🤖 AI Summary
This study investigates the cooperative dynamics of morally heterogeneous AI agents—consequentialist, deontological, and virtue-based—in evolutionary multi-agent systems. We propose a reinforcement learning–based simulation framework featuring an iterated prisoner’s dilemma environment coupled with a dynamic partner-selection mechanism, enabling the first systematic modeling and empirical analysis of coevolution among these three moral paradigms. Results demonstrate that moral heterogeneity significantly enhances population-level cooperation (up to +37%); consequentialist and virtue-based agents effectively catalyze cooperation in self-interested agents (2.1× increase in cooperative propensity). Moreover, inter-moral-type interactions yield nontrivial emergent patterns.
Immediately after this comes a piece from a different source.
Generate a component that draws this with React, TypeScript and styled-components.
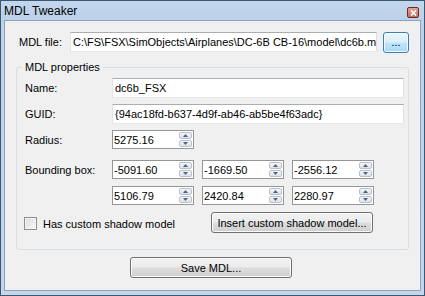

By moving beyond monolithic moral assumptions, this work establishes moral heterogeneity as a critical cooperation-promoting mechanism, offering both theoretical foundations and a computational paradigm for designing ethically robust, trustworthy AI collectives.
📝 Abstract
Growing concerns about safety and alignment of AI systems highlight the importance of embedding moral capabilities in artificial agents: a promising solution is the use of learning from experience, i.e., Reinforcement Learning. In multi-agent (social) environments, complex population-level phenomena may emerge from interactions between individual learning agents. Many of the existing studies rely on simulated social dilemma environments to study the interactions of independent learning agents; however, they tend to ignore the moral heterogeneity that is likely to be present in societies of agents in practice. For example, at different points in time a single learning agent may face opponents who are consequentialist (i.e., focused on maximizing outcomes over time), norm-based (i.e., conforming to specific norms), or virtue-based (i.e., considering a combination of different virtues). The extent to which agents' co-development may be impacted by such moral heterogeneity in populations is not well understood. In this paper, we present a study of the learning dynamics of morally heterogeneous populations interacting in a social dilemma setting. Using an Iterated Prisoner's Dilemma environment with a partner selection mechanism, we investigate the extent to which the prevalence of diverse moral agents in populations affects individual agents' learning behaviors and emergent population-level outcomes. We observe several types of non-trivial interactions between pro-social and anti-social agents, and find that certain types of moral agents are able to steer selfish agents towards more cooperative behavior.